If you had to identify one defining feature of life in Manhattan, it just might be pedestrianism. There are places where calling someone or something “pedestrian” is an insult; this isn’t one of them. Here, “pedestrian” is an identity to share and be proud of. It does occasionally need defending.

Only a minority of us have cars, but every New Yorker walks and lives near things worth walking to (no matter how often we also take taxis or Zipcars or anything else). Our street grid, formed by the 1811 Commissioners’ Plan, predates the automotive invasion of American space by nearly a century. We’re the pre-automotive Americans, by design and by history as well as by inclination. And if factors like climate change, oil shortages, energy costs, Middle Eastern warfare, and rising awareness of what cars do to human bodies all suggest that the automotive era won’t last forever, we’re ready for post-automotive life, too.
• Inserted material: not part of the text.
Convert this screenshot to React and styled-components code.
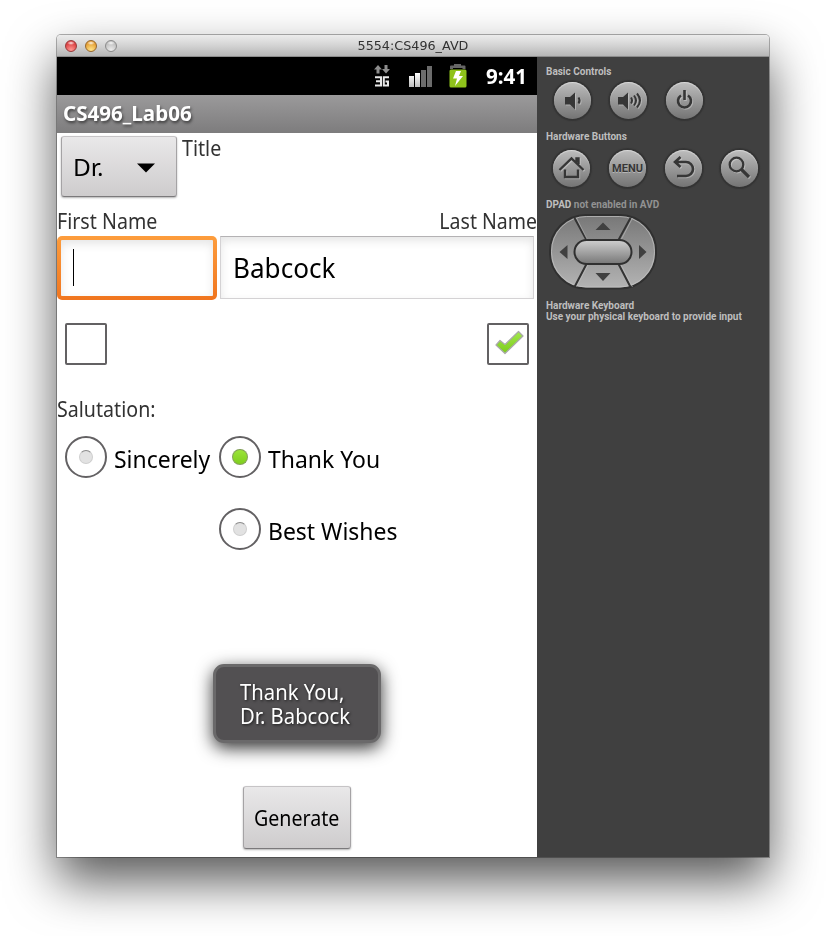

On the East Side, the human/vehicular competition is particularly intense, and with the tire tracks on people’s backs to prove it, a coalition of community groups led by the nonprofit group Transportation Alternatives (along with the East Village Community Coalition, East Harlem Preservation, Civitas, Upper Green Side, and others) has developed an East Side Action Plan to define goals for the improvement of street safety involving multiple city agencies. The East Side, particularly the East Village, is a logical place for this: the area from Chinatown up to East Harlem accounts for only 8 percent of the city’s population but 22 percent of its pedestrian commuters, 13 percent of its bike commuters – and 11 percent of its “fatal and injurious” crashes.